“I’m so full, I could pop” says Annabelle as she takes the last bite of her pizza. “I really need to eat healthier, I've got to loose 30 pounds … but I’m feeling so stressed today that I think I’ll order the cheese cake. Across the table, her attorney friend, Avery, orders another glass of red wine, she is so stressed from handling the constant pressure of dealing with clients facing divorce. Meanwhile Sue is complaining about her 17 year-old daughter, Mindy. “If she doesn't get more focused, I'm afraid she won't get into a good college,” she says, “I don’t know what we’ll do then.” Annabelle and Avery know what Sue will do—she’ll continue to feel anxious and worried about her daughter. The next time they all meet for lunch Annabelle will overeat and then feel guilty, Avery will drink too much red wine and Sue will be filled with anxiety over her daughter's life-style choices.
We all encounter these scenarios, and they continue to repeat themselves over-and-over again until you break the patterns. The challenge is how do you learn to co-exist and embrace uncomfortable feelings, such as, anxiety, depression or illness? How do you co-exist with unpleasant feelings and still live a productive life? How do you enjoy living?
Morita Therapy, known as the Psychology of Action was developed by Japanese psychiatrist Shoma Morita in the early part of the twentieth century. Morita was greatly influenced by Zen Buddhism although Morita therapy is not a Zen practice. This treatment method originated from Morita’s observation of his clients who developed a type of anxiety neurosis called shinkeishitsu. Morita’s observations and desire to help people to live a full life regardless of feelings of anxiety, depression, illness, or procrastination helped him to develop Morita Therapy. Morita Therapy or Morita Coaching teaches people how to work with the obstacles that are created internally by focusing one’s own attention on what reality brings in each moment. By learning to simply accept what is, Morita teaches one how to then actively respond to what needs doing. Morita is a reality-based therapy that teaches the value of taking action in creating a meaningful life regardless of your fears, insecurities or uncomfortable feelings.
According to the latest research, one out of four adults reports being a persistent procrastinator. If your to-do list stirs up uncomfortable feelings and thoughts such as “I don’t feel like it, I couldn't care less, or I don’t want to do it now” don't worry, you are not alone.
Penny (not her real name) is just one of my clients who experiences these types of feelings everyday. Penny, noticed that her life was so full of uncomfortable feelings and that these unpleasant feeling were preventing her from living the life she dreamed of. Penny was a procrastinator. Penny decided to come to me for Morita Coaching. Together we explored the ways Penny was procrastinating and we found new ways for Penny to learn how to co-exist with unpleasant feelings and still take action on what was important to her. Many of the excuses Penny used to make have now fallen away and she now find herself looking at what needs to be done instead of only responding to the things she feels like doing.
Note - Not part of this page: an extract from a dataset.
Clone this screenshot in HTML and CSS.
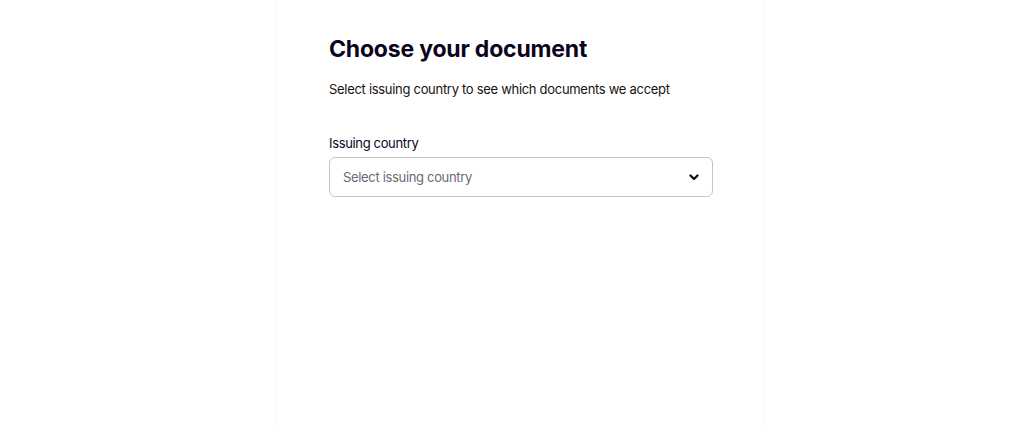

Penny exclaimed “The awareness of being driven by my purpose instead of being driven by my feelings has resulted in a deeper and richer life experience. I am very grateful for Morita Coaching because it has also taught me about perseverance and to never giving up! Now when I don't feel like doing something, I remember my purpose, and that motivates me to keep going! One of the important parts of doing Coaching was to help me clearly identify my purpose and now I engage in activities that support my purpose. Even when I make a mistake, I know that tomorrow is a new day and I get another chance at living my life in a full and beautiful way.”
Penny says that on "bad" days she reminds herself of the popular Japanese expression “Nana-Korobi, Ya-Oki”, which means, “seven times down, eight times up” which reminds her of the importance of determination, taking action, and living life in a meaningful way in the face of frequent failures and to keep on going despite the setbacks she encounters along the way.
It takes courage and stamina to get up after a knock; it takes will-power and strength to try again. However, this is often what life requires you to do. You need to be able to accomplish your purpose in spite of fears and self-doubt. Always we begin anew!